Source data
###
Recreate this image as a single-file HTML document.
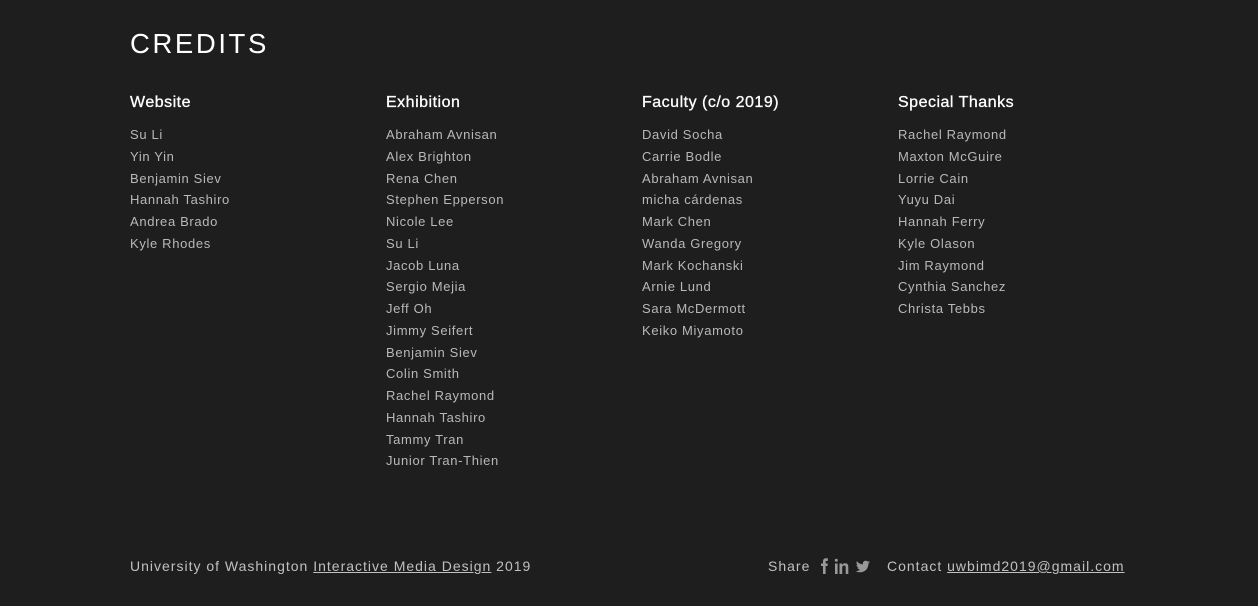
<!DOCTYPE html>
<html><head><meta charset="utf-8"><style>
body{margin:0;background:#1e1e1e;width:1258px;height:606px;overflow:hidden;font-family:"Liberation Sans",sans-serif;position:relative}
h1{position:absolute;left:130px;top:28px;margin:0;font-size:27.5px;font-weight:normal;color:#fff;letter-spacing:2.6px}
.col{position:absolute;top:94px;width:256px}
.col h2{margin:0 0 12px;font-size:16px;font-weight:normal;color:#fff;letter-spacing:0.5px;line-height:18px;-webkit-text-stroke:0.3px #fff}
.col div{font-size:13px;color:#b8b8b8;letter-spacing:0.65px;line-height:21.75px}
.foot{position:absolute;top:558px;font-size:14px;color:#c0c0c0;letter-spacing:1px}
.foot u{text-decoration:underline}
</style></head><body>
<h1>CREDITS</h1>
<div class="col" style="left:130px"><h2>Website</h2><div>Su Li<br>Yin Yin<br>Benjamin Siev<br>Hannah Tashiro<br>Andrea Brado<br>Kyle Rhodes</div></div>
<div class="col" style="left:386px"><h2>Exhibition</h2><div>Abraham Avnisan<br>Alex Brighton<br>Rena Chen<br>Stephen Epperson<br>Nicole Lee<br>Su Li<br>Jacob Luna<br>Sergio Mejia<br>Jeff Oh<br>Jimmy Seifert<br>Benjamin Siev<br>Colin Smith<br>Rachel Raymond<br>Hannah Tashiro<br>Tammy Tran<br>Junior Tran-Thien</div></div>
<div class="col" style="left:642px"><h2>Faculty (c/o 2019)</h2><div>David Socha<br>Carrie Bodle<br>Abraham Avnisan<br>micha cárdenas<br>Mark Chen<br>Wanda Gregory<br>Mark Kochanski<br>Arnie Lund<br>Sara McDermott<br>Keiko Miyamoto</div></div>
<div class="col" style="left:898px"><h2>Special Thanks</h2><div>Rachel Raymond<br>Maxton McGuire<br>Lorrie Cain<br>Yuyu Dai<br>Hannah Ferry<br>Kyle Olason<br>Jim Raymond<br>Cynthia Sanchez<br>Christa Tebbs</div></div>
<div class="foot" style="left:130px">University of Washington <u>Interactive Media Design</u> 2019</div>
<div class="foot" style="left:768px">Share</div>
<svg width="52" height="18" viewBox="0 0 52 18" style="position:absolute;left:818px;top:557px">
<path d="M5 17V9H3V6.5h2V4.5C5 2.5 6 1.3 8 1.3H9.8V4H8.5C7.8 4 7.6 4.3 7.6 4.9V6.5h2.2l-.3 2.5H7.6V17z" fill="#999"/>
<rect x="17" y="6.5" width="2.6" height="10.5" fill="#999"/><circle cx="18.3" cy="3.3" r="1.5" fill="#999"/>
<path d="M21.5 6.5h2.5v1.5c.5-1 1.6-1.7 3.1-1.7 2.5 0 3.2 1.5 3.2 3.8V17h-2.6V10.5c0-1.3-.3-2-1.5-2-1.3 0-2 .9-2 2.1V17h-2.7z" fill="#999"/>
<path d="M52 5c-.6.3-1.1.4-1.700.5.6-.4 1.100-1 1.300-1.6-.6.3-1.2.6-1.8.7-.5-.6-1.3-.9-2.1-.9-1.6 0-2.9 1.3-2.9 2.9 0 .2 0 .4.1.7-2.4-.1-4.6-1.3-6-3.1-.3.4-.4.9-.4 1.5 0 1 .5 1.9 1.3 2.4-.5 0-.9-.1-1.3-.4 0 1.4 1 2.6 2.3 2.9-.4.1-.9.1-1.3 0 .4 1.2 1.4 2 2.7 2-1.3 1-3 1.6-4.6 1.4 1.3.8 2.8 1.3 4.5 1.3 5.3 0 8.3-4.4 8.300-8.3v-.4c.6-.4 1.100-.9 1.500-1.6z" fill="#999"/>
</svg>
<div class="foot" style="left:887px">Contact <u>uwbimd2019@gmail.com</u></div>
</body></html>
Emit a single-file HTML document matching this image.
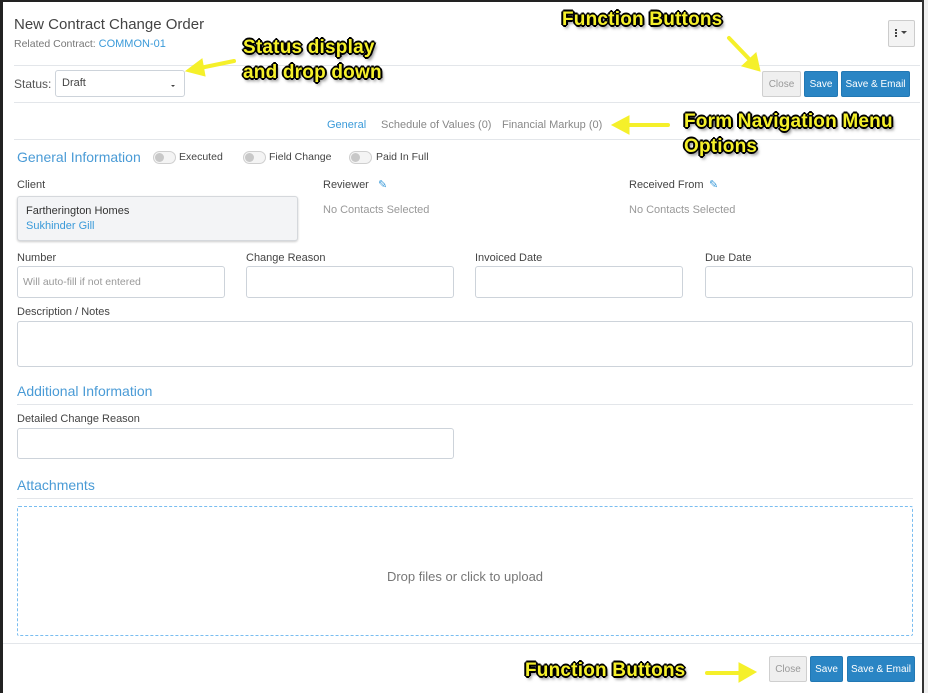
###
Please set down each line of the data above exactly as written, without the pictures.

Recreate this image as a single-file HTML document.
<!DOCTYPE html>
<html><head><meta charset="utf-8"><style>
body{margin:0;background:#1e1e1e;width:1258px;height:606px;overflow:hidden;font-family:"Liberation Sans",sans-serif;position:relative}
h1{position:absolute;left:130px;top:28px;margin:0;font-size:27.5px;font-weight:normal;color:#fff;letter-spacing:2.6px}
.col{position:absolute;top:94px;width:256px}
.col h2{margin:0 0 12px;font-size:16px;font-weight:normal;color:#fff;letter-spacing:0.5px;line-height:18px;-webkit-text-stroke:0.3px #fff}
.col div{font-size:13px;color:#b8b8b8;letter-spacing:0.65px;line-height:21.75px}
.foot{position:absolute;top:558px;font-size:14px;color:#c0c0c0;letter-spacing:1px}
.foot u{text-decoration:underline}
</style></head><body>
<h1>CREDITS</h1>
<div class="col" style="left:130px"><h2>Website</h2><div>Su Li<br>Yin Yin<br>Benjamin Siev<br>Hannah Tashiro<br>Andrea Brado<br>Kyle Rhodes</div></div>
<div class="col" style="left:386px"><h2>Exhibition</h2><div>Abraham Avnisan<br>Alex Brighton<br>Rena Chen<br>Stephen Epperson<br>Nicole Lee<br>Su Li<br>Jacob Luna<br>Sergio Mejia<br>Jeff Oh<br>Jimmy Seifert<br>Benjamin Siev<br>Colin Smith<br>Rachel Raymond<br>Hannah Tashiro<br>Tammy Tran<br>Junior Tran-Thien</div></div>
<div class="col" style="left:642px"><h2>Faculty (c/o 2019)</h2><div>David Socha<br>Carrie Bodle<br>Abraham Avnisan<br>micha cárdenas<br>Mark Chen<br>Wanda Gregory<br>Mark Kochanski<br>Arnie Lund<br>Sara McDermott<br>Keiko Miyamoto</div></div>
<div class="col" style="left:898px"><h2>Special Thanks</h2><div>Rachel Raymond<br>Maxton McGuire<br>Lorrie Cain<br>Yuyu Dai<br>Hannah Ferry<br>Kyle Olason<br>Jim Raymond<br>Cynthia Sanchez<br>Christa Tebbs</div></div>
<div class="foot" style="left:130px">University of Washington <u>Interactive Media Design</u> 2019</div>
<div class="foot" style="left:768px">Share</div>
<svg width="52" height="18" viewBox="0 0 52 18" style="position:absolute;left:818px;top:557px">
<path d="M5 17V9H3V6.5h2V4.5C5 2.5 6 1.3 8 1.3H9.8V4H8.5C7.8 4 7.6 4.3 7.6 4.9V6.5h2.2l-.3 2.5H7.6V17z" fill="#999"/>
<rect x="17" y="6.5" width="2.6" height="10.5" fill="#999"/><circle cx="18.3" cy="3.3" r="1.5" fill="#999"/>
<path d="M21.5 6.5h2.5v1.5c.5-1 1.6-1.7 3.1-1.7 2.5 0 3.2 1.5 3.2 3.8V17h-2.6V10.5c0-1.3-.3-2-1.5-2-1.3 0-2 .9-2 2.1V17h-2.7z" fill="#999"/>
<path d="M52 5c-.6.3-1.1.4-1.700.5.6-.4 1.100-1 1.300-1.6-.6.3-1.2.6-1.8.7-.5-.6-1.3-.9-2.1-.9-1.6 0-2.9 1.3-2.9 2.9 0 .2 0 .4.1.7-2.4-.1-4.6-1.3-6-3.1-.3.4-.4.9-.4 1.5 0 1 .5 1.9 1.3 2.4-.5 0-.9-.1-1.3-.4 0 1.4 1 2.6 2.3 2.9-.4.1-.9.1-1.3 0 .4 1.2 1.4 2 2.7 2-1.3 1-3 1.6-4.6 1.4 1.3.8 2.8 1.3 4.5 1.3 5.3 0 8.3-4.4 8.300-8.3v-.4c.6-.4 1.100-.9 1.500-1.6z" fill="#999"/>
</svg>
<div class="foot" style="left:887px">Contact <u>uwbimd2019@gmail.com</u></div>
</body></html>
Emit a single-file HTML document matching this image.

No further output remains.